穏やかな元朝を迎えました。気温は氷点下、薄氷は張っていましたが、風もなく良いお天気の初春です。
早朝にもかかわらず大勢の檀信徒の皆様のご参詣をいただき、午前8時より妙勝寺本堂にて新年祝祷会を行い、各家の家内安全・家運隆昌・身体健全・交通安全・除災得幸・年中無難等の御祈念をいたしました。
お正月ということで、日頃お仕事などでお出でいただけない若い方や帰省中のご家族・お孫さんなど普段のお参りとは少し違った雰囲気でした。十代・二十代、もっと若い善男善女の皆さんも一緒にお題目を唱えてくださって有り難いことです。
法要後には簡単な法話をさせていただきました。
ある日、お釈迦様が弟子たちと一緒に托鉢に歩いていたところ、村人に悪口を言われました。その理不尽な悪口に対してお釈迦様は、何も言い返すことなく立ち去りました。弟子の一人が「どうして言い返さなかったのですか?」と尋ねたところ、「お前たちは誰かが毒蛇を持ってきたら、その毒蛇を受け取るのか?」「いいえ、受け取りません」「受け取らなければ、その毒蛇は持ってきた相手が持って帰るしかない」とお釈迦様は話されました。

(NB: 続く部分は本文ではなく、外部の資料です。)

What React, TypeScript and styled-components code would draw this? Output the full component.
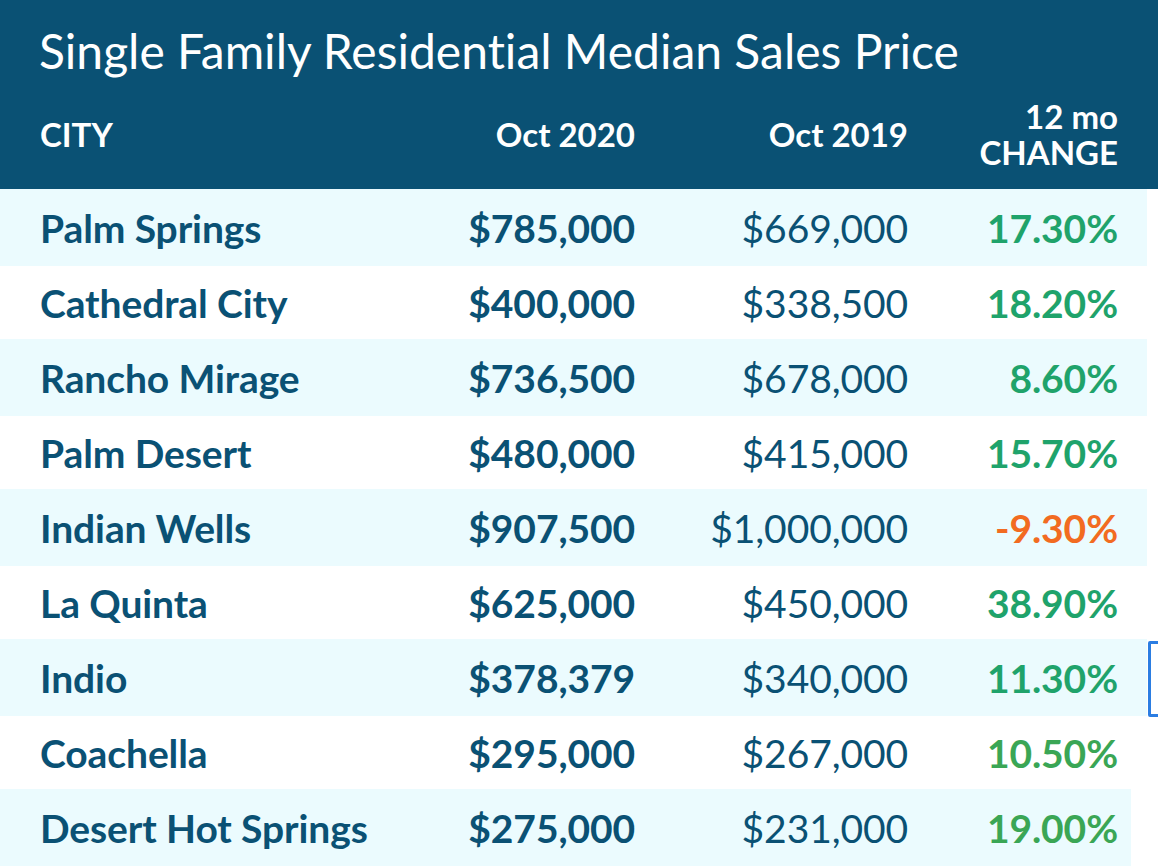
import styled, { createGlobalStyle } from 'styled-components';

const GlobalStyle = createGlobalStyle`
  html, body {
    margin: 0;
    padding: 0;
    background: #ffffff;
  }
  body {
    font-family: Lato, "Open Sans", "Liberation Sans", sans-serif;
    font-variant-ligatures: none;
    width: 1158px;
    overflow: hidden;
  }
`;

const colors = {
  navy: '#0a5174',
  rowLight: '#ebfbfe',
  green: '#1fa36b',
  greenLight: '#3aa655',
  orange: '#f26b21',
  focus: '#2b7de2',
};

const Page = styled.div`
  position: relative;
  width: 1158px;
  height: 868px;
  background: #ffffff;
`;

const Header = styled.header`
  background: ${colors.navy};
  color: #ffffff;
  height: 189px;
  box-sizing: border-box;
  padding: 20px 0 0 0;
`;

const Title = styled.h1`
  margin: 0;
  padding-left: 39px;
  font-size: 48px;
  font-weight: 400;
  line-height: 62px;
`;

const gridCols = '360px 235px 273px 210px';

const HeadRow = styled.div`
  display: grid;
  grid-template-columns: ${gridCols};
  align-items: center;
  padding-left: 40px;
  height: 104px;
`;

const HeadCell = styled.div<{ $align?: 'left' | 'right' }>`
  text-align: ${({ $align }) => $align ?? 'right'};
  font-size: 33px;
  font-weight: 700;
  line-height: 36px;
`;

const HeadLine = styled.span`
  display: block;
  line-height: 36px;
`;

const Body = styled.div`
  display: flex;
  flex-direction: column;
`;

const Row = styled.div<{ $shade: boolean; $width: number }>`
  display: grid;
  grid-template-columns: ${gridCols};
  align-items: center;
  padding-left: 40px;
  height: ${({ $shade }) => ($shade ? 77 : 73)}px;
  width: ${({ $width }) => $width}px;
  box-sizing: border-box;
  background: ${({ $shade }) => ($shade ? colors.rowLight : '#ffffff')};
  color: ${colors.navy};
`;

const Cell = styled.div<{ $align?: 'left' | 'right'; $weight?: number; $color?: string }>`
  text-align: ${({ $align }) => $align ?? 'right'};
  font-size: 39px;
  font-weight: ${({ $weight }) => $weight ?? 700};
  color: ${({ $color }) => $color ?? 'inherit'};
  letter-spacing: -0.1px;
  white-space: nowrap;
`;

const FocusRing = styled.div`
  position: absolute;
  left: 1148px;
  top: 641px;
  width: 20px;
  height: 70px;
  border: 3px solid ${colors.focus};
  border-radius: 2px;
`;

type Entry = {
  city: string;
  now: string;
  prev: string;
  change: string;
  tone: 'green' | 'greenLight' | 'orange';
};

const rows: Entry[] = [
  { city: 'Palm Springs', now: '$785,000', prev: '$669,000', change: '17.30%', tone: 'green' },
  { city: 'Cathedral City', now: '$400,000', prev: '$338,500', change: '18.20%', tone: 'green' },
  { city: 'Rancho Mirage', now: '$736,500', prev: '$678,000', change: '8.60%', tone: 'green' },
  { city: 'Palm Desert', now: '$480,000', prev: '$415,000', change: '15.70%', tone: 'green' },
  { city: 'Indian Wells', now: '$907,500', prev: '$1,000,000', change: '-9.30%', tone: 'orange' },
  { city: 'La Quinta', now: '$625,000', prev: '$450,000', change: '38.90%', tone: 'green' },
  { city: 'Indio', now: '$378,379', prev: '$340,000', change: '11.30%', tone: 'green' },
  { city: 'Coachella', now: '$295,000', prev: '$267,000', change: '10.50%', tone: 'greenLight' },
  { city: 'Desert Hot Springs', now: '$275,000', prev: '$231,000', change: '19.00%', tone: 'greenLight' },
];

export default function App() {
  return (
    <Page>
      <GlobalStyle />
      <Header>
        <Title>Single Family Residential Median Sales Price</Title>
        <HeadRow>
          <HeadCell $align="left">CITY</HeadCell>
          <HeadCell>Oct 2020</HeadCell>
          <HeadCell>Oct 2019</HeadCell>
          <HeadCell>
            <HeadLine>12 mo</HeadLine>
            <HeadLine>CHANGE</HeadLine>
          </HeadCell>
        </HeadRow>
      </Header>
      <Body>
        {rows.map((r, i) => (
          <Row key={r.city} $shade={i % 2 === 0} $width={i === rows.length - 1 ? 1131 : 1147}>
            <Cell $align="left">{r.city}</Cell>
            <Cell>{r.now}</Cell>
            <Cell $weight={400}>{r.prev}</Cell>
            <Cell $color={colors[r.tone]}>{r.change}</Cell>
          </Row>
        ))}
      </Body>
      <FocusRing />
    </Page>
  );
}
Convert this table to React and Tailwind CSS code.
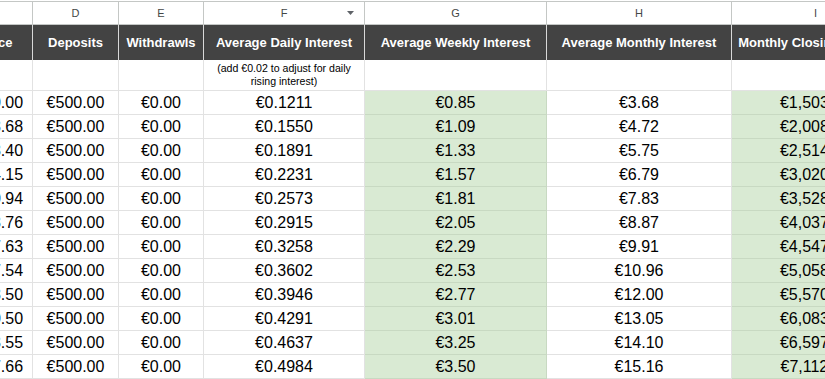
const cols = [
	{ letter: 'C', w: 'w-[90px] ml-[-57px]', head: 'Balance' },
	{ letter: 'D', w: 'w-[86px]', head: 'Deposits' },
	{ letter: 'E', w: 'w-[85px]', head: 'Withdrawls' },
	{ letter: 'F', w: 'w-[161px]', head: 'Average Daily Interest' },
	{ letter: 'G', w: 'w-[182px]', head: 'Average Weekly Interest', green: true },
	{ letter: 'H', w: 'w-[185px]', head: 'Average Monthly Interest' },
	{ letter: 'I', w: 'w-[168px]', head: 'Monthly Closing Balance', green: true },
];

const opening = ['1,000.00', '1,503.68', '2,008.40', '2,514.15', '3,020.94', '3,528.76', '4,037.63', '4,547.54', '5,058.50', '5,570.50', '6,083.55', '6,597.66'];
const daily = ['0.1211', '0.1550', '0.1891', '0.2231', '0.2573', '0.2915', '0.3258', '0.3602', '0.3946', '0.4291', '0.4637', '0.4984'];
const weekly = ['0.85', '1.09', '1.33', '1.57', '1.81', '2.05', '2.29', '2.53', '2.77', '3.01', '3.25', '3.50'];
const monthly = ['3.68', '4.72', '5.75', '6.79', '7.83', '8.87', '9.91', '10.96', '12.00', '13.05', '14.10', '15.16'];
const closing = ['1,503.68', '2,008.40', '2,514.15', '3,020.94', '3,528.76', '4,037.63', '4,547.54', '5,058.50', '5,570.50', '6,083.55', '6,597.66', '7,112.82'];

const rows = opening.map((o, i) => ['€' + o, '€500.00', '€0.00', '€' + daily[i], '€' + weekly[i], '€' + monthly[i], '€' + closing[i]]);

const App = () => {
	return (
		<div className="w-[825px] h-[379px] overflow-hidden bg-white pt-px" style={{ fontFamily: '"Liberation Sans", Arial, sans-serif' }}>
			{/* column letters */}
			<div className="flex h-[24px] border-t border-b border-[#c4c7c5]">
				{cols.map((c) => (
					<div key={c.letter} className={`${c.w} shrink-0 relative flex items-center justify-center border-r border-[#c4c7c5] text-[11px] text-[#444746]`}>
						{c.letter}
						{c.letter === 'F' && (
							<svg className="absolute right-[10px] top-[9px]" width="7" height="4" viewBox="0 0 7 4">
								<path d="M0 0h7L3.5 4z" fill="#5f6368" />
							</svg>
						)}
					</div>
				))}
			</div>

			{/* dark header */}
			<div className="flex h-[35px] bg-[#434343]">
				{cols.map((c) => (
					<div key={c.letter} className={`${c.w} shrink-0 flex items-center justify-center whitespace-nowrap border-r border-[#d9d9d9] text-[13px] font-bold text-white`}>
						{c.head}
					</div>
				))}
			</div>

			{/* note row */}
			<div className="flex h-[31px]">
				{cols.map((c) => (
					<div key={c.letter} className={`${c.w} shrink-0 flex items-center justify-center border-r border-b border-[#e2e2e2] text-center text-[10.6px] leading-[13px] text-black`}>
						{c.letter === 'F' && (
							<span>
								(add €0.02 to adjust for daily
								<br />
								rising interest)
							</span>
						)}
					</div>
				))}
			</div>

			{/* data */}
			{rows.map((r, ri) => (
				<div key={ri} className="flex h-[24px]">
					{cols.map((c, ci) => (
						<div
							key={c.letter}
							className={`${c.w} shrink-0 flex items-center justify-center whitespace-nowrap border-r border-b text-[16px] text-black ${c.green ? 'bg-[#d9ead3] border-[#c8d9c2]' : 'border-[#e2e2e2]'}`}>
							{r[ci]}
						</div>
					))}
				</div>
			))}
		</div>
	);
};

export default App;
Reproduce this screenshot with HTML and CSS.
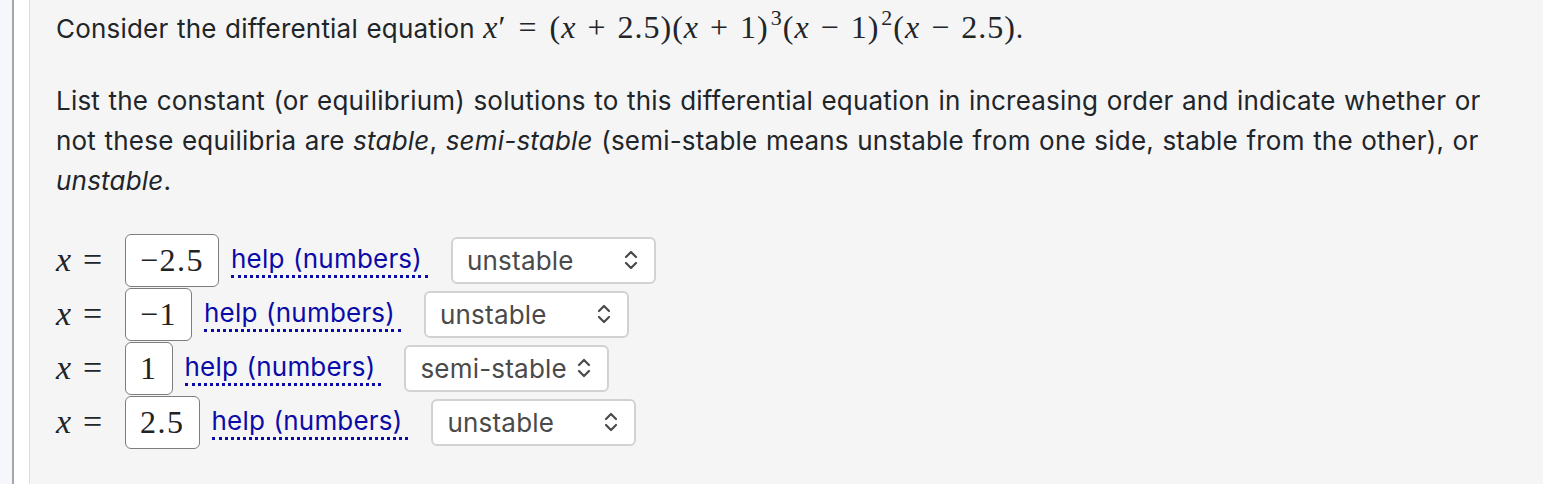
FILE: index.html
```html
<!DOCTYPE html>
<html lang="en">
  <head>
    <meta charset="utf-8" />
    <title>Equilibrium solutions</title>
    <link rel="stylesheet" href="styles.css">
  </head>
  <body>
    <div id="page">
      <div class="rail"></div>
      <div class="gutter"></div>
      <div id="problem">
        <p>
          Consider the differential equation
          <span class="math"><i>x</i>′<span class="rel">=</span>(<i>x</i><span class="op">+</span>2.5)(<i>x</i><span class="op">+</span>1)<sup>3</sup>(<i>x</i><span class="op">−</span>1)<sup>2</sup>(<i>x</i><span class="op">−</span>2.5)</span>.
        </p>
        <p>
          List the constant (or equilibrium) solutions to this differential
          equation in increasing order and indicate whether or not these
          equilibria are <em>stable</em>, <em>semi-stable</em> (semi-stable
          means unstable from one side, stable from the other), or
          <em>unstable</em>.
        </p>

        <div class="answers">
          <div class="row">
            <span class="math lhs"><i>x</i><span class="rel">=</span></span>
            <span class="answer">−2.5</span>
            <a class="help" href="#">help (numbers)</a>
            <div class="select">
              <span>unstable</span>
              <svg width="14" height="22" viewBox="0 0 14 22"><path d="M2 8 L7 3 L12 8 M2 14 L7 19 L12 14" fill="none" stroke="#4a4a4a" stroke-width="2.2" stroke-linecap="round" stroke-linejoin="round"/></svg>
            </div>
          </div>
          <div class="row">
            <span class="math lhs"><i>x</i><span class="rel">=</span></span>
            <span class="answer">−1</span>
            <a class="help" href="#">help (numbers)</a>
            <div class="select">
              <span>unstable</span>
              <svg width="14" height="22" viewBox="0 0 14 22"><path d="M2 8 L7 3 L12 8 M2 14 L7 19 L12 14" fill="none" stroke="#4a4a4a" stroke-width="2.2" stroke-linecap="round" stroke-linejoin="round"/></svg>
            </div>
          </div>
          <div class="row">
            <span class="math lhs"><i>x</i><span class="rel">=</span></span>
            <span class="answer">1</span>
            <a class="help" href="#">help (numbers)</a>
            <div class="select">
              <span>semi-stable</span>
              <svg width="14" height="22" viewBox="0 0 14 22"><path d="M2 8 L7 3 L12 8 M2 14 L7 19 L12 14" fill="none" stroke="#4a4a4a" stroke-width="2.2" stroke-linecap="round" stroke-linejoin="round"/></svg>
            </div>
          </div>
          <div class="row">
            <span class="math lhs"><i>x</i><span class="rel">=</span></span>
            <span class="answer">2.5</span>
            <a class="help" href="#">help (numbers)</a>
            <div class="select">
              <span>unstable</span>
              <svg width="14" height="22" viewBox="0 0 14 22"><path d="M2 8 L7 3 L12 8 M2 14 L7 19 L12 14" fill="none" stroke="#4a4a4a" stroke-width="2.2" stroke-linecap="round" stroke-linejoin="round"/></svg>
            </div>
          </div>
        </div>
      </div>
    </div>
  </body>
</html>
```

FILE: styles.css
```css
* {
  margin: 0;
  padding: 0;
  box-sizing: border-box;
}

html,
body {
  height: 100%;
}

body {
  background: #f5f7fa;
  font-family: Inter, "Liberation Sans", Arial, sans-serif;
  font-size: 26px;
  letter-spacing: 0.2px;
  word-spacing: 1px;
  color: #212529;
}

#page {
  display: flex;
  height: 100%;
  padding-left: 12px;
}

.rail {
  width: 2px;
  background: #a6a6a6;
}

.gutter {
  width: 16px;
  background: #fff;
  border-right: 1px solid #dcdcdc;
}

#problem {
  flex: 1;
  background: #f5f5f5;
  padding: 7px 40px 0 26px;
}

p {
  line-height: 40px;
  margin-bottom: 32px;
}

.math {
  font-family: "Liberation Serif", "Times New Roman", serif;
  font-size: 32px;
  letter-spacing: 1px;
  word-spacing: 0;
  white-space: nowrap;
}

.math i {
  font-style: italic;
}

.math .op {
  padding: 0 11px;
}

.math .rel {
  padding: 0 12px;
}

.math sup {
  font-size: 22px;
  line-height: 0;
  vertical-align: 13px;
  margin-left: 2px;
}

.answers {
  margin-top: 32px;
}

.row {
  display: flex;
  align-items: center;
  height: 54px;
}

.lhs {
  width: 69px;
  font-size: 34px;
}

.lhs .rel {
  padding-left: 11px;
  padding-right: 0;
}

.answer {
  display: flex;
  align-items: center;
  height: 53px;
  padding: 0 14px;
  border: 1.5px solid #7d7d7d;
  border-radius: 6px;
  background: #fff;
  font-family: "Liberation Serif", "Times New Roman", serif;
  font-size: 32px;
  letter-spacing: 1.5px;
  color: #222;
}

.help {
  margin-left: 12px;
  padding-right: 6px;
  color: #0b0ba8;
  text-decoration: none;
  border-bottom: 3px dotted #0b0ba8;
  line-height: 32px;
}

.select {
  display: flex;
  align-items: center;
  justify-content: space-between;
  width: 205px;
  height: 47px;
  margin-left: 23px;
  padding: 0 16px 0 14px;
  background: #fff;
  border: 2px solid #d2d2d2;
  border-radius: 6px;
  color: #4a4a4a;
}
```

悪口は毒蛇であり、受け取る必要はないのです。そして、その毒蛇は持ってきた人にも害をなします。悪口を言う人は、自らの心の中に毒を作り出してしまうのですから。
悪口を言われても、それが根も葉もないものであれば、受け止める必要はありませんし、それ以上に大切なことは、自分自身も悪口を言わないことです。他人の悪口を言うことは相手に害を与えるのみならず、自らの心の中に毒を生み出すことにつながります。
昨年、引退を表明した松井秀喜選手は、巨人軍や大リーグヤンキース等の球団で活躍した記録にも記憶にも残る偉大なバッターでした。それとともに私の中では、以前インタビュー記事の中で見た松井選手の語るフレーズが忘れられません。
「僕は中学2年生以来、他人の悪口を言ったことがありません」
詳しい経緯はわかりませんが、中学2年の松井君は「悪口を言わない」ことを父親に誓い、以来それを守ってきたそうです。彼はずっと自らの心の中で毒を生み出してしまうことを避けてきたのでしょう。なかなか誰にでもできることではありませんが、球界の誰からも愛され、慕われる松井秀喜選手の人格は、こうした日々のたゆまぬ鍛錬と自制心によって磨かれてきたことでしょう。
仏教には「和顔愛語」という言葉があります。優しい顔つき、親愛の気持ちのこもった言葉で相手に接することです。「和顔愛語」は相手に幸せな気持ちを与えることができますし、自分自身の中にも良き運を生むことでしょう。
今年はお互いに「和顔愛語」を心がけて、周りに幸を運び、明るい社会にしていきたいものです。